» **GIVEN DATA**:
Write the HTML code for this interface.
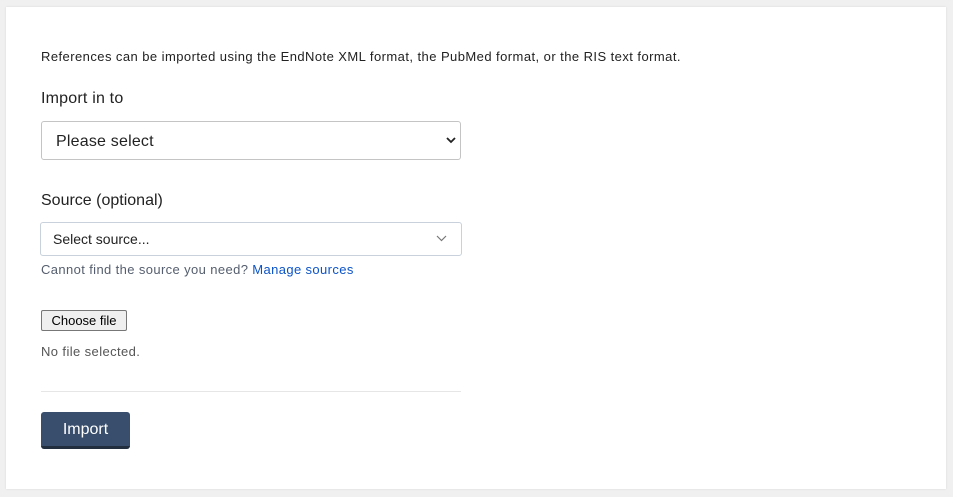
<!DOCTYPE html>
<html><head><style>
body{margin:0;width:953px;height:497px;background:#f0f0f0;font-family:"Liberation Sans",sans-serif;position:relative;overflow:hidden}
.card{position:absolute;left:6px;top:7px;width:940px;height:482px;background:#fff;box-shadow:0 0 2px rgba(0,0,0,.1)}
.a{position:absolute;white-space:nowrap}
</style></head><body>
<div class="card"></div>
<div class="a" style="left:41px;top:49px;font-size:13px;color:#222;letter-spacing:0.44px">References can be imported using the EndNote XML format, the PubMed format, or the RIS text format.</div>
<div class="a" style="left:41px;top:90px;font-size:16px;color:#222;letter-spacing:0.2px">Import in to</div>
<div class="a" style="left:41px;top:121px;width:418px;height:37px;border:1px solid #c4c4c4;border-radius:3px;"></div>
<div class="a" style="left:56px;top:133px;font-size:16px;color:#222;letter-spacing:0.2px">Please select</div>
<svg class="a" style="left:446px;top:136px" width="10" height="8"><path d="M1 2l4 4 4-4" stroke="#222" stroke-width="1.8" fill="none"/></svg>
<div class="a" style="left:41px;top:192px;font-size:16px;color:#222">Source (optional)</div>
<div class="a" style="left:40px;top:222px;width:420px;height:32px;border:1px solid #c8d1dc;border-radius:3px;"></div>
<div class="a" style="left:53px;top:231px;font-size:14px;color:#222">Select source...</div>
<svg class="a" style="left:436px;top:235px" width="11" height="7"><path d="M1 1l4.5 4.5L10 1" stroke="#777" stroke-width="1.2" fill="none"/></svg>
<div class="a" style="left:41px;top:262px;font-size:13px;color:#555e6e;letter-spacing:0.38px">Cannot find the source you need? <span style="color:#0b53c9">Manage sources</span></div>
<div class="a" style="left:41px;top:310px;width:84px;height:19px;border:1px solid #777;border-radius:2px;background:#efefef;font-size:13px;color:#000;text-align:center;line-height:19px">Choose file</div>
<div class="a" style="left:41px;top:344px;font-size:13px;color:#555;letter-spacing:0.4px">No file selected.</div>
<div class="a" style="left:41px;top:391px;width:420px;height:1px;background:#e6e6e6"></div>
<div class="a" style="left:41px;top:412px;width:89px;height:34px;background:#384e6c;border-bottom:3px solid #222d3d;border-radius:3px;color:#fff;font-size:16px;text-align:center;line-height:35px">Import</div>
</body></html>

» **TO DO**: Reproduce every line exactly and omit all pictures.

» **CORRECT RESPONSE**:
Write the HTML code for this interface.
<!DOCTYPE html>
<html><head><style>
body{margin:0;width:953px;height:497px;background:#f0f0f0;font-family:"Liberation Sans",sans-serif;position:relative;overflow:hidden}
.card{position:absolute;left:6px;top:7px;width:940px;height:482px;background:#fff;box-shadow:0 0 2px rgba(0,0,0,.1)}
.a{position:absolute;white-space:nowrap}
</style></head><body>
<div class="card"></div>
<div class="a" style="left:41px;top:49px;font-size:13px;color:#222;letter-spacing:0.44px">References can be imported using the EndNote XML format, the PubMed format, or the RIS text format.</div>
<div class="a" style="left:41px;top:90px;font-size:16px;color:#222;letter-spacing:0.2px">Import in to</div>
<div class="a" style="left:41px;top:121px;width:418px;height:37px;border:1px solid #c4c4c4;border-radius:3px;"></div>
<div class="a" style="left:56px;top:133px;font-size:16px;color:#222;letter-spacing:0.2px">Please select</div>
<svg class="a" style="left:446px;top:136px" width="10" height="8"><path d="M1 2l4 4 4-4" stroke="#222" stroke-width="1.8" fill="none"/></svg>
<div class="a" style="left:41px;top:192px;font-size:16px;color:#222">Source (optional)</div>
<div class="a" style="left:40px;top:222px;width:420px;height:32px;border:1px solid #c8d1dc;border-radius:3px;"></div>
<div class="a" style="left:53px;top:231px;font-size:14px;color:#222">Select source...</div>
<svg class="a" style="left:436px;top:235px" width="11" height="7"><path d="M1 1l4.5 4.5L10 1" stroke="#777" stroke-width="1.2" fill="none"/></svg>
<div class="a" style="left:41px;top:262px;font-size:13px;color:#555e6e;letter-spacing:0.38px">Cannot find the source you need? <span style="color:#0b53c9">Manage sources</span></div>
<div class="a" style="left:41px;top:310px;width:84px;height:19px;border:1px solid #777;border-radius:2px;background:#efefef;font-size:13px;color:#000;text-align:center;line-height:19px">Choose file</div>
<div class="a" style="left:41px;top:344px;font-size:13px;color:#555;letter-spacing:0.4px">No file selected.</div>
<div class="a" style="left:41px;top:391px;width:420px;height:1px;background:#e6e6e6"></div>
<div class="a" style="left:41px;top:412px;width:89px;height:34px;background:#384e6c;border-bottom:3px solid #222d3d;border-radius:3px;color:#fff;font-size:16px;text-align:center;line-height:35px">Import</div>
</body></html>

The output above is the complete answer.